Priscilla Olivarez, policy attorney and strategist at the ILRC, emphasized that the signs’ primary function is to inform people about their rights, such as the right to refuse to speak to ICE if questioned, since immigration officials don’t need a warrant to enter the public areas of a restaurant.
They can go wherever the general public can go: dining rooms, lobbies, outside patios. But they cannot access spaces that are off-limits to guests, such as the kitchen, storage rooms or offices, without a judicial warrant signed by a judge, Olivarez said.
“I always emphasize the difference between an ICE warrant and a judicial warrant, because ICE will often borrow language from the criminal legal system in an attempt to make it appear that these documents have legal weight behind them,” she said. “We encourage people to ask for a copy of that warrant.”
For Duncan, it’s been trickier to distinguish what is off-limits to the public and therefore to potential immigration agents. The Irving Park location has a sliding door separating the front-of-house from the private back-of-house, but the Logan Square shop is more open concept.
“So we put one of the no-entry signs on the door to the basement,” Duncan said. “We were like, ‘Are we going to hide somebody in a basement here?’ But that’s what we have available, so that’s what we did.”
Olivarez said that’s the right approach, noting that signage making it clear to ICE that an establishment knows its constitutional rights is a form of protection in itself.
Guisa compared the impact of solidarity signs to things like LGBTQ+ decals at restaurants or other posters and stickers supporting a social cause, whether it’s for immigrants or marginalized groups.
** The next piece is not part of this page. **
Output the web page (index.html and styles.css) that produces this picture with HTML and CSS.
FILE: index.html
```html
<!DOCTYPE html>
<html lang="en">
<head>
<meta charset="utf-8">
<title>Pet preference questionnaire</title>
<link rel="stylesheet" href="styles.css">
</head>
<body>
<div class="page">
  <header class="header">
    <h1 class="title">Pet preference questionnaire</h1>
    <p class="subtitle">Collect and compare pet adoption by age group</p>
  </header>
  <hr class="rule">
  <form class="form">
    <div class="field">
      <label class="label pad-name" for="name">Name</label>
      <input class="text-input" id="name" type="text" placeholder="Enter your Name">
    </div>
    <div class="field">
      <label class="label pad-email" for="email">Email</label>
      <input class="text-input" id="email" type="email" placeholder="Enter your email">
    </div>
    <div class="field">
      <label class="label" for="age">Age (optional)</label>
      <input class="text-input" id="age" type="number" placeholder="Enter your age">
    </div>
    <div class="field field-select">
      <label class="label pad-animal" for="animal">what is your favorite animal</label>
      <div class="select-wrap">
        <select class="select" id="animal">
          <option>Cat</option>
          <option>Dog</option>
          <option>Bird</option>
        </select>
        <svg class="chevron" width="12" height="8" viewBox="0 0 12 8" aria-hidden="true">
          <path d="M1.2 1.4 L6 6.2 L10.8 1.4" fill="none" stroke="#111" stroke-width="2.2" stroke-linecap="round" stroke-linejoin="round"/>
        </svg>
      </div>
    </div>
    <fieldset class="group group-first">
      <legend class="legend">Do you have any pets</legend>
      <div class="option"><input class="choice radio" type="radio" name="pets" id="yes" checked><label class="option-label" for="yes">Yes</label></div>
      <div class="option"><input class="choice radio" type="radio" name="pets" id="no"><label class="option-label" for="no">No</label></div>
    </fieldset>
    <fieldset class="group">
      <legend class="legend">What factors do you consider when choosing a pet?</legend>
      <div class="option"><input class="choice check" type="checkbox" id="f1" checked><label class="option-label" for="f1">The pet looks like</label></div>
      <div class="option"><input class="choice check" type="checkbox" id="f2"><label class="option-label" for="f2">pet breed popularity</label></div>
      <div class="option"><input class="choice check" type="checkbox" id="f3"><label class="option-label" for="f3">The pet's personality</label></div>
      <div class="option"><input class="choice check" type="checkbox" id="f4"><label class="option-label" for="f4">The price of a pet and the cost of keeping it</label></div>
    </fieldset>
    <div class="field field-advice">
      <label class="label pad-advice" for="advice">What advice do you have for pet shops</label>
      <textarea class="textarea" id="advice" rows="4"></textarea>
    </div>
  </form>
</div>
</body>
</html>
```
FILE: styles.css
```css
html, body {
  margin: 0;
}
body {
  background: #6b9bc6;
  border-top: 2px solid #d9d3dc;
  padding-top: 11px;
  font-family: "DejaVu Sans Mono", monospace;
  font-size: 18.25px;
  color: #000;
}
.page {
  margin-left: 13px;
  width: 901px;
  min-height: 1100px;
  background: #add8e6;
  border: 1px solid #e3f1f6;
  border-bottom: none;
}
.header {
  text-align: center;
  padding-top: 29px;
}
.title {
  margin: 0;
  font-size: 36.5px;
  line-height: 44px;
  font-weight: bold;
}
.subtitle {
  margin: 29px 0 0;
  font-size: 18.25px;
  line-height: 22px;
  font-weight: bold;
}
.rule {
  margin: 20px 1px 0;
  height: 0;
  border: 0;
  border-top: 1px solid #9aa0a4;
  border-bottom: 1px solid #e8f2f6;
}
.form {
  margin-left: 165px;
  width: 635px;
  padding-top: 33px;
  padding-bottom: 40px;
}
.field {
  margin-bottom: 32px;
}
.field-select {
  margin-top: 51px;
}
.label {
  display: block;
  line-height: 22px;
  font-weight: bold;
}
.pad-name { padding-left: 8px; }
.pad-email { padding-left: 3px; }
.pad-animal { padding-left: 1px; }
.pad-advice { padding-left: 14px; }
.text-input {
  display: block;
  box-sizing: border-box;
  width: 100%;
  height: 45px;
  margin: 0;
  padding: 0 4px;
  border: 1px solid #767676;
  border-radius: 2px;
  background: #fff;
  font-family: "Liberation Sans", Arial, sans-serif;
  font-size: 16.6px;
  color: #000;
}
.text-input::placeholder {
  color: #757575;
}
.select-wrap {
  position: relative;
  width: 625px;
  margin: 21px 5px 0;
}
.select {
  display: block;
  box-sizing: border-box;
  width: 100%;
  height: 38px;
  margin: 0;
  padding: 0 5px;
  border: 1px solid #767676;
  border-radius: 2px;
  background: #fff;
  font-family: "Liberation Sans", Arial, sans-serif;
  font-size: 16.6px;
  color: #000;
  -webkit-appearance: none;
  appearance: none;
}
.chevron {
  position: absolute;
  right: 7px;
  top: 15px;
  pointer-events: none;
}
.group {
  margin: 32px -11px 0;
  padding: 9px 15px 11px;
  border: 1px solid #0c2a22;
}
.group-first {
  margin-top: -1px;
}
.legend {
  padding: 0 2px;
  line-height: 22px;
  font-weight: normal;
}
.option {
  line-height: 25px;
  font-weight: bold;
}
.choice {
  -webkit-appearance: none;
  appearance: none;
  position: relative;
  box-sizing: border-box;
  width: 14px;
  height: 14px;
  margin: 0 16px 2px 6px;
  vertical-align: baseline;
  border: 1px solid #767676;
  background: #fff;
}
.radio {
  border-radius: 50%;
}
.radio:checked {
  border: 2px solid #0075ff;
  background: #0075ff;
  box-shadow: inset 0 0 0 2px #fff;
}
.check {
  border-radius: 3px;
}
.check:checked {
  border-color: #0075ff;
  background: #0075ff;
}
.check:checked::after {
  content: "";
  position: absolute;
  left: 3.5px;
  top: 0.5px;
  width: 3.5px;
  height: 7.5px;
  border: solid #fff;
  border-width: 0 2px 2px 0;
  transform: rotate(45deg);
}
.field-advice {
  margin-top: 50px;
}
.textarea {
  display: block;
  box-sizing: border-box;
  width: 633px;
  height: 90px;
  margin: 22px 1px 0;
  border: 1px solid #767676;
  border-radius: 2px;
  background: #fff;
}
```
“Those are seen as proclamations from business owners saying, ‘No, I don’t agree with what’s going on, and people are welcome here because we will stand for them,’” he explained. “And even if this is not some sort of magic field that’s going to keep ICE from entering your establishment, it still has that effect of making people feel like they are not going to have a target on their back or they don’t have to constantly look over their shoulder. That’s why it’s worthwhile.”